Per questioni di spazio non mi dilungo a spiegare le specifiche connotazioni di questi due tipi di nazionalismo, ma solo i punti per cui sono spesso in contrasto. Quello politico è un nazionalismo che per ottenere l'indipendenza e la forza nazionale spesso inibisce e si scompone fino a distruggere consapevolmente e di propria iniziativa le tradizioni culturali. [...] In Cina questo tipo di nazionalismo politico si traduce spesso in una contraddizione: per la forza e per la prosperità della Cina, dobbiamo smetterla di fare i cinesi! [...] Di contro, l'attenzione del nazionalismo culturale si concentra sull'etica religiosa e sulle tradizioni piuttosto che sui confini territoriali. [...] Se nella Cina antica ci fosse stato un nazionalismo, questo sarebbe stato di certo culturale. […]

Dal punto di vista di un fautore del nazionalismo culturale, il vero amor patrio corrisponde alla lotta per l'esaltazione, la continuità e la conservazione della cultura dei Riti (4) tramandata dagli antenati, per mantenere le arti e le lettere e lo stile di vita dei nostri predecessori. [...]
In base a ciò è evidente che in “Sulla punta della lingua” c'è certamente del nazionalismo.

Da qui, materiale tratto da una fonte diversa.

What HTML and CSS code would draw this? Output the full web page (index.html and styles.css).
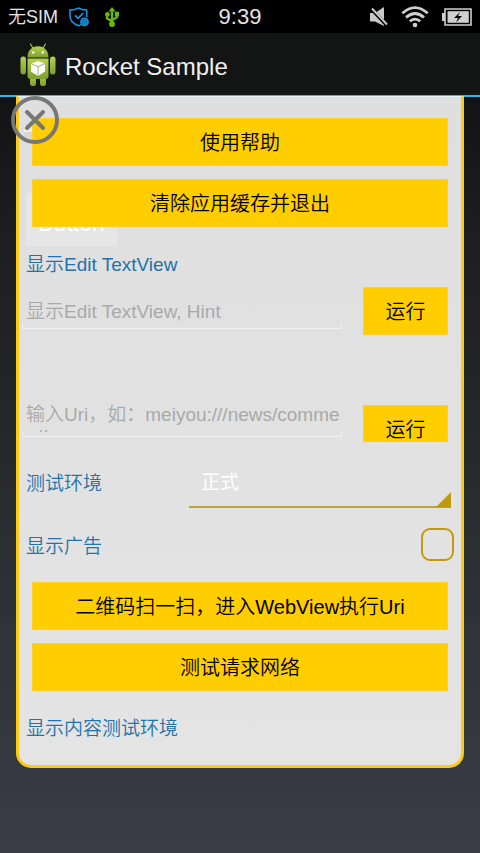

Le prelibatezze culinarie non sono uno strumento nelle mani di educatori che amano ardentemente la Cina, né sono quisquilie di poca importanza. Le prelibatezze sono la Cina e la Cina è una prelibatezza. (2)

Note:
(0) Il termine cinese 礼乐 (liyue), indica un fondamento della dottrina confuciana, ovvero [l'etica dei] riti. Secondo Confucio le politiche, le decisioni del governo hanno il potere/dovere di educare il pensiero del popolo.

(1) Quest'isola è oggetto di disputa tra Cina e Filippine, ma ad oggi pare sia ridotta alla grandezza di cinque metri quadrati al massimo. Per questo risulta introvabile anche nelle mappe.

(2) In questa frase, quello che rendiamo con Cina nel testo è indicato con il termine 祖国, zuguo, che letteralmente indica la madre patria. I cinesi usano spesso questa dicitura per riferirsi alla Cina.